### Given material
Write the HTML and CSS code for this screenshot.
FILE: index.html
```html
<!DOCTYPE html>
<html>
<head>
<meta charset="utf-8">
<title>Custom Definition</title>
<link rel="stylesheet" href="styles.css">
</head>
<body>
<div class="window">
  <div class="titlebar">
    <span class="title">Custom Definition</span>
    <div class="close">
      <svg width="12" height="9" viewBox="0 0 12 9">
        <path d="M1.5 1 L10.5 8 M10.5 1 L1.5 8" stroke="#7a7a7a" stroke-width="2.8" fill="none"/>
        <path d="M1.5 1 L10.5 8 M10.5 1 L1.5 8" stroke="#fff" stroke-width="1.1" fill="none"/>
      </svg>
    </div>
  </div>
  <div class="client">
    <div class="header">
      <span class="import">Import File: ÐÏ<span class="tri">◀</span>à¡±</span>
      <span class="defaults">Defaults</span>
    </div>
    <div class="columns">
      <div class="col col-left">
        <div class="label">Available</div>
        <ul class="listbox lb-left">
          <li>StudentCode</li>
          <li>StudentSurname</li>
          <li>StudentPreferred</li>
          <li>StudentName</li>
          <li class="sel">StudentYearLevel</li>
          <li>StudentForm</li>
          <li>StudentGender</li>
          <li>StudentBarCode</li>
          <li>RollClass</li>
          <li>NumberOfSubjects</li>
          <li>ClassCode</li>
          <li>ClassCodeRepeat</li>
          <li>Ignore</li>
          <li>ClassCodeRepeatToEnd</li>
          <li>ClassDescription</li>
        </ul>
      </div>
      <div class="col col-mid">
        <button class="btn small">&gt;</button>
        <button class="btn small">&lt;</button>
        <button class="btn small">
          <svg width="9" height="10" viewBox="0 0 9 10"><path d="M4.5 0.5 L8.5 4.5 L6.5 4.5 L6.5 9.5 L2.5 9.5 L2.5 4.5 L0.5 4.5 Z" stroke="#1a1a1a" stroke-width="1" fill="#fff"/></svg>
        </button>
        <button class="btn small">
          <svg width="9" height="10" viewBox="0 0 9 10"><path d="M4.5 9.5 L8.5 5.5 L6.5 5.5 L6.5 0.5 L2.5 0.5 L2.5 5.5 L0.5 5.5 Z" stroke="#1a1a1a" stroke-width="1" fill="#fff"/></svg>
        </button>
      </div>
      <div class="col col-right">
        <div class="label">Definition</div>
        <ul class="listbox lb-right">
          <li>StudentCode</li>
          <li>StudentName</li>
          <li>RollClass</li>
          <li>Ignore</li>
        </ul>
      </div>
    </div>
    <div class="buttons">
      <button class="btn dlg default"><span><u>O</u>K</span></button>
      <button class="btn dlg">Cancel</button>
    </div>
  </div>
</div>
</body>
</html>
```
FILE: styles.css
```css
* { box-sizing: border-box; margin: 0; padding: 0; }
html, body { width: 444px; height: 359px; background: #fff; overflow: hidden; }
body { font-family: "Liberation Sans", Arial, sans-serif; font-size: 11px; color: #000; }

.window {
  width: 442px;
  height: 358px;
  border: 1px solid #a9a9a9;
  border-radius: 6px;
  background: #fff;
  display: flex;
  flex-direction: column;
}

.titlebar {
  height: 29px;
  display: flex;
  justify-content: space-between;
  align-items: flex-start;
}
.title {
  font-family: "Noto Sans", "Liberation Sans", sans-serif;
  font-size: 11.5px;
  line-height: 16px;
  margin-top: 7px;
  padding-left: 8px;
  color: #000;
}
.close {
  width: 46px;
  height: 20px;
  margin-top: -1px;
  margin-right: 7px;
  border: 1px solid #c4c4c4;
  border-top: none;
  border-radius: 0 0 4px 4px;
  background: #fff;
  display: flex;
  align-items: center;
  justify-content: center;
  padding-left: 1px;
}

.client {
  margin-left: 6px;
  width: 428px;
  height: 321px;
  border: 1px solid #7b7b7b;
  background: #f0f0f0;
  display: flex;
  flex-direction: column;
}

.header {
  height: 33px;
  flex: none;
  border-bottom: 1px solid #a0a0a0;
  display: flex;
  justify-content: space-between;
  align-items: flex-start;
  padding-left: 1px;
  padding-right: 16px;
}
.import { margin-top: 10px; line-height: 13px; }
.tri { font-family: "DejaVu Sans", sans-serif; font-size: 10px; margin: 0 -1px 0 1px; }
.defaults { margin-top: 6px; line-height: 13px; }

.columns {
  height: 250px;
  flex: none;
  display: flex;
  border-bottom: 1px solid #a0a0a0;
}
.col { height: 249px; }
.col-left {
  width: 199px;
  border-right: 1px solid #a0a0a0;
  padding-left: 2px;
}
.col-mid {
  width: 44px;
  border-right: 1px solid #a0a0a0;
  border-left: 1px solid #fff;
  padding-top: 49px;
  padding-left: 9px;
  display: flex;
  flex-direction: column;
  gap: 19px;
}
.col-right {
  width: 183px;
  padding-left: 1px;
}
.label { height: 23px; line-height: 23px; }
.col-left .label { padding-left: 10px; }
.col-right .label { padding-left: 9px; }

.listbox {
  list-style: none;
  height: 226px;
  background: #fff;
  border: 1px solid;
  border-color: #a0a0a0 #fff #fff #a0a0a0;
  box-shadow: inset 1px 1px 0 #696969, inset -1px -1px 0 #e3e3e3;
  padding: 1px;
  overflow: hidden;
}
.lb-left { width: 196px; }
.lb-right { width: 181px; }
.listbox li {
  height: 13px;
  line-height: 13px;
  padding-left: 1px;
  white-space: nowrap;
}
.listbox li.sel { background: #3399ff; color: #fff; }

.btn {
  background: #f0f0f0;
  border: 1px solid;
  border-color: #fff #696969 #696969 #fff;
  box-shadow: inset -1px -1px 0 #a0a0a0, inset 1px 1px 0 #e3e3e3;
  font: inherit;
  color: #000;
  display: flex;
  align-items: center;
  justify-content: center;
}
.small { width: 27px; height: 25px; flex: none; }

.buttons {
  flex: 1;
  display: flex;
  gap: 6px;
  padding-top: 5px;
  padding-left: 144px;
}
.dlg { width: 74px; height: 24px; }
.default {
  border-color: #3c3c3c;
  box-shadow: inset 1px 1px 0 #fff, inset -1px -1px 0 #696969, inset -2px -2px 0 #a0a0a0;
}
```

### What is asked
Return all of the data exactly as it reads.

### Written reply
Write the HTML and CSS code for this screenshot.
FILE: index.html
```html
<!DOCTYPE html>
<html>
<head>
<meta charset="utf-8">
<title>Custom Definition</title>
<link rel="stylesheet" href="styles.css">
</head>
<body>
<div class="window">
  <div class="titlebar">
    <span class="title">Custom Definition</span>
    <div class="close">
      <svg width="12" height="9" viewBox="0 0 12 9">
        <path d="M1.5 1 L10.5 8 M10.5 1 L1.5 8" stroke="#7a7a7a" stroke-width="2.8" fill="none"/>
        <path d="M1.5 1 L10.5 8 M10.5 1 L1.5 8" stroke="#fff" stroke-width="1.1" fill="none"/>
      </svg>
    </div>
  </div>
  <div class="client">
    <div class="header">
      <span class="import">Import File: ÐÏ<span class="tri">◀</span>à¡±</span>
      <span class="defaults">Defaults</span>
    </div>
    <div class="columns">
      <div class="col col-left">
        <div class="label">Available</div>
        <ul class="listbox lb-left">
          <li>StudentCode</li>
          <li>StudentSurname</li>
          <li>StudentPreferred</li>
          <li>StudentName</li>
          <li class="sel">StudentYearLevel</li>
          <li>StudentForm</li>
          <li>StudentGender</li>
          <li>StudentBarCode</li>
          <li>RollClass</li>
          <li>NumberOfSubjects</li>
          <li>ClassCode</li>
          <li>ClassCodeRepeat</li>
          <li>Ignore</li>
          <li>ClassCodeRepeatToEnd</li>
          <li>ClassDescription</li>
        </ul>
      </div>
      <div class="col col-mid">
        <button class="btn small">&gt;</button>
        <button class="btn small">&lt;</button>
        <button class="btn small">
          <svg width="9" height="10" viewBox="0 0 9 10"><path d="M4.5 0.5 L8.5 4.5 L6.5 4.5 L6.5 9.5 L2.5 9.5 L2.5 4.5 L0.5 4.5 Z" stroke="#1a1a1a" stroke-width="1" fill="#fff"/></svg>
        </button>
        <button class="btn small">
          <svg width="9" height="10" viewBox="0 0 9 10"><path d="M4.5 9.5 L8.5 5.5 L6.5 5.5 L6.5 0.5 L2.5 0.5 L2.5 5.5 L0.5 5.5 Z" stroke="#1a1a1a" stroke-width="1" fill="#fff"/></svg>
        </button>
      </div>
      <div class="col col-right">
        <div class="label">Definition</div>
        <ul class="listbox lb-right">
          <li>StudentCode</li>
          <li>StudentName</li>
          <li>RollClass</li>
          <li>Ignore</li>
        </ul>
      </div>
    </div>
    <div class="buttons">
      <button class="btn dlg default"><span><u>O</u>K</span></button>
      <button class="btn dlg">Cancel</button>
    </div>
  </div>
</div>
</body>
</html>
```
FILE: styles.css
```css
* { box-sizing: border-box; margin: 0; padding: 0; }
html, body { width: 444px; height: 359px; background: #fff; overflow: hidden; }
body { font-family: "Liberation Sans", Arial, sans-serif; font-size: 11px; color: #000; }

.window {
  width: 442px;
  height: 358px;
  border: 1px solid #a9a9a9;
  border-radius: 6px;
  background: #fff;
  display: flex;
  flex-direction: column;
}

.titlebar {
  height: 29px;
  display: flex;
  justify-content: space-between;
  align-items: flex-start;
}
.title {
  font-family: "Noto Sans", "Liberation Sans", sans-serif;
  font-size: 11.5px;
  line-height: 16px;
  margin-top: 7px;
  padding-left: 8px;
  color: #000;
}
.close {
  width: 46px;
  height: 20px;
  margin-top: -1px;
  margin-right: 7px;
  border: 1px solid #c4c4c4;
  border-top: none;
  border-radius: 0 0 4px 4px;
  background: #fff;
  display: flex;
  align-items: center;
  justify-content: center;
  padding-left: 1px;
}

.client {
  margin-left: 6px;
  width: 428px;
  height: 321px;
  border: 1px solid #7b7b7b;
  background: #f0f0f0;
  display: flex;
  flex-direction: column;
}

.header {
  height: 33px;
  flex: none;
  border-bottom: 1px solid #a0a0a0;
  display: flex;
  justify-content: space-between;
  align-items: flex-start;
  padding-left: 1px;
  padding-right: 16px;
}
.import { margin-top: 10px; line-height: 13px; }
.tri { font-family: "DejaVu Sans", sans-serif; font-size: 10px; margin: 0 -1px 0 1px; }
.defaults { margin-top: 6px; line-height: 13px; }

.columns {
  height: 250px;
  flex: none;
  display: flex;
  border-bottom: 1px solid #a0a0a0;
}
.col { height: 249px; }
.col-left {
  width: 199px;
  border-right: 1px solid #a0a0a0;
  padding-left: 2px;
}
.col-mid {
  width: 44px;
  border-right: 1px solid #a0a0a0;
  border-left: 1px solid #fff;
  padding-top: 49px;
  padding-left: 9px;
  display: flex;
  flex-direction: column;
  gap: 19px;
}
.col-right {
  width: 183px;
  padding-left: 1px;
}
.label { height: 23px; line-height: 23px; }
.col-left .label { padding-left: 10px; }
.col-right .label { padding-left: 9px; }

.listbox {
  list-style: none;
  height: 226px;
  background: #fff;
  border: 1px solid;
  border-color: #a0a0a0 #fff #fff #a0a0a0;
  box-shadow: inset 1px 1px 0 #696969, inset -1px -1px 0 #e3e3e3;
  padding: 1px;
  overflow: hidden;
}
.lb-left { width: 196px; }
.lb-right { width: 181px; }
.listbox li {
  height: 13px;
  line-height: 13px;
  padding-left: 1px;
  white-space: nowrap;
}
.listbox li.sel { background: #3399ff; color: #fff; }

.btn {
  background: #f0f0f0;
  border: 1px solid;
  border-color: #fff #696969 #696969 #fff;
  box-shadow: inset -1px -1px 0 #a0a0a0, inset 1px 1px 0 #e3e3e3;
  font: inherit;
  color: #000;
  display: flex;
  align-items: center;
  justify-content: center;
}
.small { width: 27px; height: 25px; flex: none; }

.buttons {
  flex: 1;
  display: flex;
  gap: 6px;
  padding-top: 5px;
  padding-left: 144px;
}
.dlg { width: 74px; height: 24px; }
.default {
  border-color: #3c3c3c;
  box-shadow: inset 1px 1px 0 #fff, inset -1px -1px 0 #696969, inset -2px -2px 0 #a0a0a0;
}
```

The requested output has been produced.